After the events of The Quiet Game (a novel I have not read), lawyer Penn Cage has decided to remain in his hometown of Natchez, Mississippi to raise his now-motherless daughter. But things aren't quite as innocent there as they used to be when he was in high school. This is proven when a young high school girl named Kate Townsend is found dead by the creek. It soon comes to light that Penn's best friend from high school, Drew Elliott, has had a relationship with the 17-year-old for almost a year. Whether or not he is guilty of the murder, as most of the town believes once rumors of this relationship get out, he is still looking at years in prison for sex with an underage girl. Drew asks Penn to help him out this jam, but evidence continues to surface that makes it look worse for him. Did Drew do it? Or was Kate involved in much more than an affair with an older man? The seemingly innocent society of Natchez may soon be shattered by drugs, blackmail, and even more murder.

I'm not sure how Iles does it, but he definitely makes Turning Angel a page-turner. I read a huge number of pages at a time, staying up well past my bedtime to get through just one more chapter. After I wrapped it up, I set the book down and realized that I hardly liked anybody in this book and didn't feel particularly sympathetic to anyone except one character. I suppose Iles could have been making a point about how we're all flawed, but did he have to make everybody unlikable too? The murder suspect is annoying, going on and on about how he and Kate were in love and were going to move away together and doing nothing to help his defense. Penn's girlfriend, Caitlin, a newspaper publisher, has different goals and desires than Penn does, but she seems pretty cold for the most part. None of other Natchez residents are any better.

The only sympathetic character in the entire book is Mia, Penn's babysitter. She's a very intelligent yet very real high school student. Iles does make her a bit too perfect by making her valedictorian, head cheerleader and extremely popular in school, but he makes up for that by making her a typical example of the perils of today's high school life. She has experimented with drugs, had sex with at least a couple of different boys, and now she is in love with Penn. I really liked her, and while part of me was hoping she and Penn would hook up, another part of me was hoping that they wouldn't as it would be completely inappropriate. Iles covers that by making her eighteen, so it's not quite as bad as Drew and Kate's relationship, but it would still be a bad thing considering the responsibility Penn has for her.

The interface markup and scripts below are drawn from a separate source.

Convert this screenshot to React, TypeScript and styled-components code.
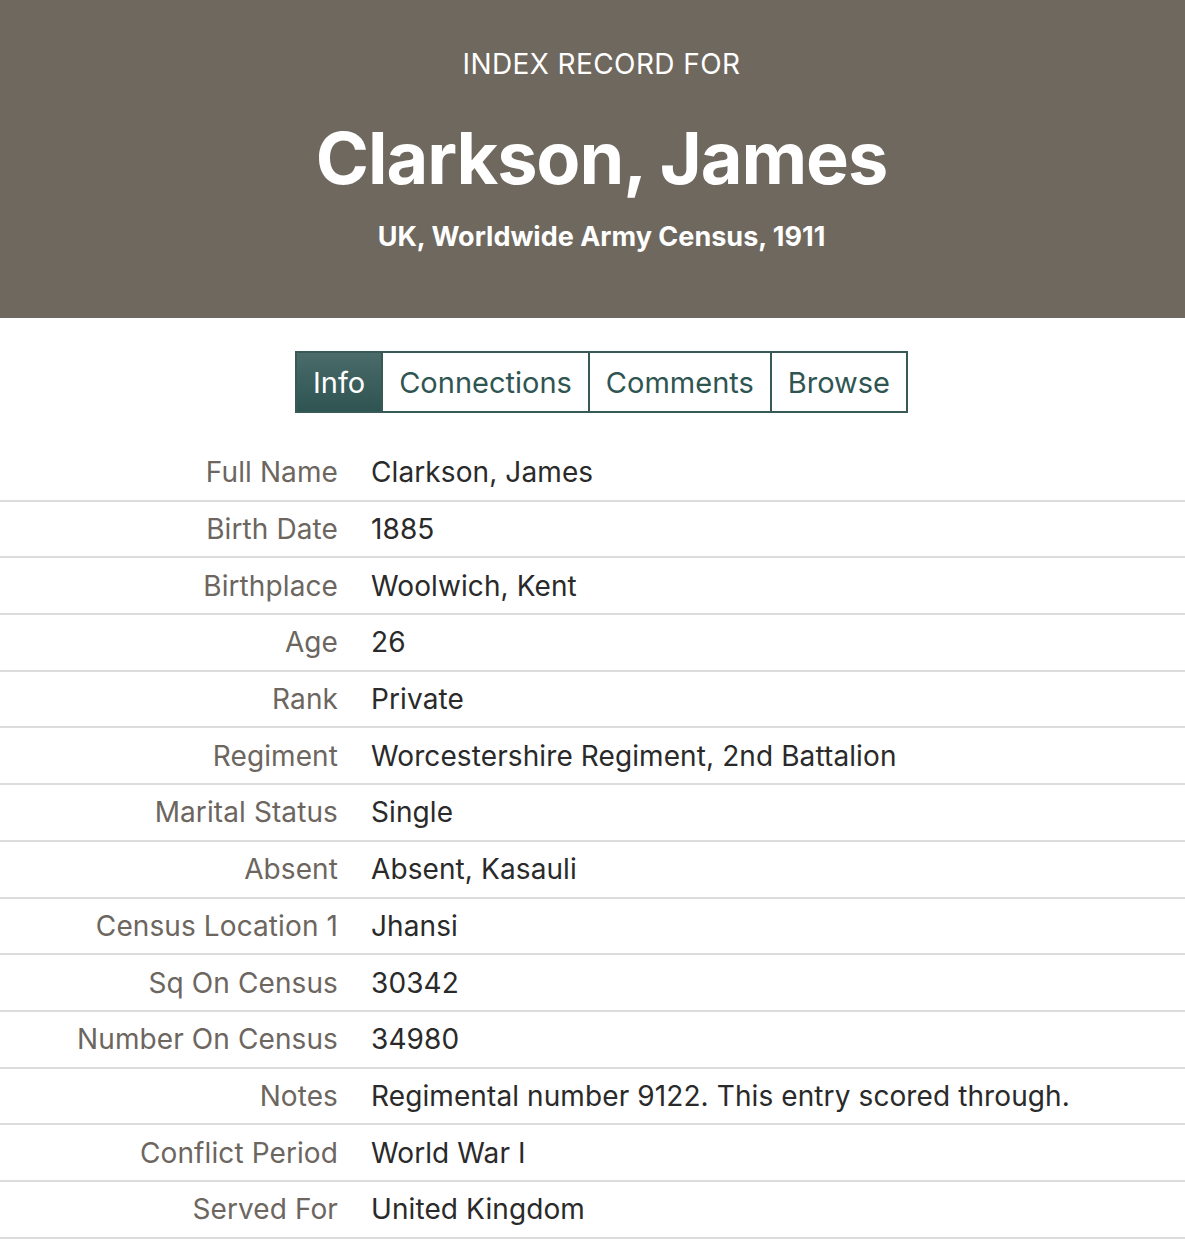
import React from "react";
import styled, { createGlobalStyle } from "styled-components";

const GlobalStyle = createGlobalStyle`
  body {
    margin: 0;
    background: #ffffff;
    font-family: Inter, "Liberation Sans", Arial, sans-serif;
  }
`;

const Header = styled.header`
  background: #6f685e;
  color: #ffffff;
  height: 318px;
  box-sizing: border-box;
  padding: 46px 0 0 18px;
  text-align: center;
`;

const Eyebrow = styled.div`
  font-size: 28px;
  line-height: 36px;
  letter-spacing: 0.4px;
`;

const Title = styled.h1`
  margin: 32px 0 0;
  font-size: 72px;
  line-height: 88px;
  font-weight: 700;
  letter-spacing: -1.1px;
`;

const Subtitle = styled.div`
  margin-top: 17px;
  font-size: 27px;
  line-height: 36px;
  font-weight: 700;
  letter-spacing: 0;
`;

const TabBar = styled.nav`
  display: flex;
  justify-content: center;
  padding: 33px 0 32px 18px;
`;

const Tab = styled.button<{ $active?: boolean }>`
  height: 62px;
  padding: 0 16px;
  margin-left: ${(p) => (p.$active ? "0" : "-2px")};
  border: 2px solid #375a57;
  font-family: Inter, "Liberation Sans", Arial, sans-serif;
  font-size: 29px;
  letter-spacing: 0;
  color: ${(p) => (p.$active ? "#ffffff" : "#2f5552")};
  background: ${(p) =>
    p.$active ? "linear-gradient(#4a6b69, #2e5452)" : "#ffffff"};
  cursor: pointer;
`;

const Table = styled.div`
  display: flex;
  flex-direction: column;
`;

const Row = styled.div`
  display: grid;
  grid-template-columns: 338px 1fr;
  column-gap: 33px;
  align-items: center;
  height: 56.7px;
  box-sizing: border-box;
  border-bottom: 2px solid #dcdcdc;
  font-size: 28px;
  letter-spacing: 0.1px;
`;

const Label = styled.div`
  text-align: right;
  color: #6c665f;
`;

const Value = styled.div`
  color: #2a2a2a;
`;

const rows: [string, string][] = [
  ["Full Name", "Clarkson, James"],
  ["Birth Date", "1885"],
  ["Birthplace", "Woolwich, Kent"],
  ["Age", "26"],
  ["Rank", "Private"],
  ["Regiment", "Worcestershire Regiment, 2nd Battalion"],
  ["Marital Status", "Single"],
  ["Absent", "Absent, Kasauli"],
  ["Census Location 1", "Jhansi"],
  ["Sq On Census", "30342"],
  ["Number On Census", "34980"],
  ["Notes", "Regimental number 9122. This entry scored through."],
  ["Conflict Period", "World War I"],
  ["Served For", "United Kingdom"],
];

const tabs = ["Info", "Connections", "Comments", "Browse"];

export default function App() {
  return (
    <>
      <GlobalStyle />
      <Header>
        <Eyebrow>INDEX RECORD FOR</Eyebrow>
        <Title>Clarkson, James</Title>
        <Subtitle>UK, Worldwide Army Census, 1911</Subtitle>
      </Header>
      <TabBar>
        {tabs.map((t, i) => (
          <Tab key={t} $active={i === 0}>
            {t}
          </Tab>
        ))}
      </TabBar>
      <Table>
        {rows.map(([label, value]) => (
          <Row key={label}>
            <Label>{label}</Label>
            <Value>{value}</Value>
          </Row>
        ))}
      </Table>
    </>
  );
}
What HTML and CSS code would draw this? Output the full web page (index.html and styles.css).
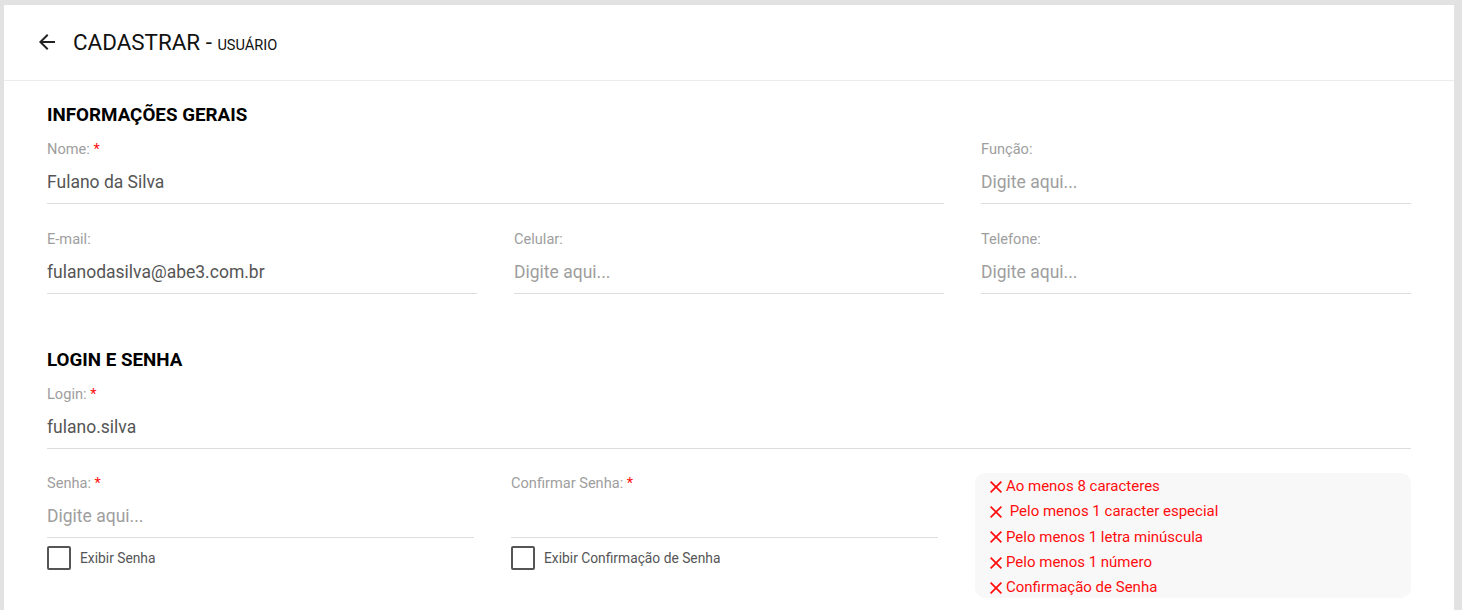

As for the murder plot, Iles tends to pile on in this one, adding to the fact that the cast is easy to dislike. Things escalate to drug rings and Asian crime gangs, local politics and racial divides. Characters have a lot of dark secrets, many involving underage sex or drugs. There's even a Croatian exchange student who ends up here and gets mired in all of this (admittedly a lot of it is his own doing, but that's beside the point). He certainly doesn't portray Natchez to be a very nice place to live, with a lot of bad things going on for a town of that size (only 16,000 people or so). Racial issues are still prevalent in this town, and Iles doesn't sugarcoat any of it. I can't imagine the locals are too happy with that, but maybe the fact that a famous author lives there mitigates that problem.

A raft of coincidences in the book get a bit irksome after a while. Penn needs safe passage into an apartment building in the black side of town, a building that's notorious for rough characters. Good thing Penn's father is a doctor who has treated most of the black people in town and is on good terms with them. The same thing happens with getting Drew a good lawyer to rival the arrogant and ambitious black district attorney. The lawyer happens to be an old civil rights activist who Penn's father has treated. Put all together, it is just a bit too perfect.

All of that said, why am I saying 4 stars for this book? Iles' writing style really appeals to me, and any book that keeps you reading when you really shouldn't be has to be considered a winner in some sense. The characters and situations are attractive - as long as you didn't stop and think about them too much - and I really wanted to see more of what happened to Mia. She really deserves a book of her own, one with some characters that suit her. Turning Angel, as riveting as it can be, just isn't that book. You'll finish this one quickly, but I'm not sure how well it will go down after the fact.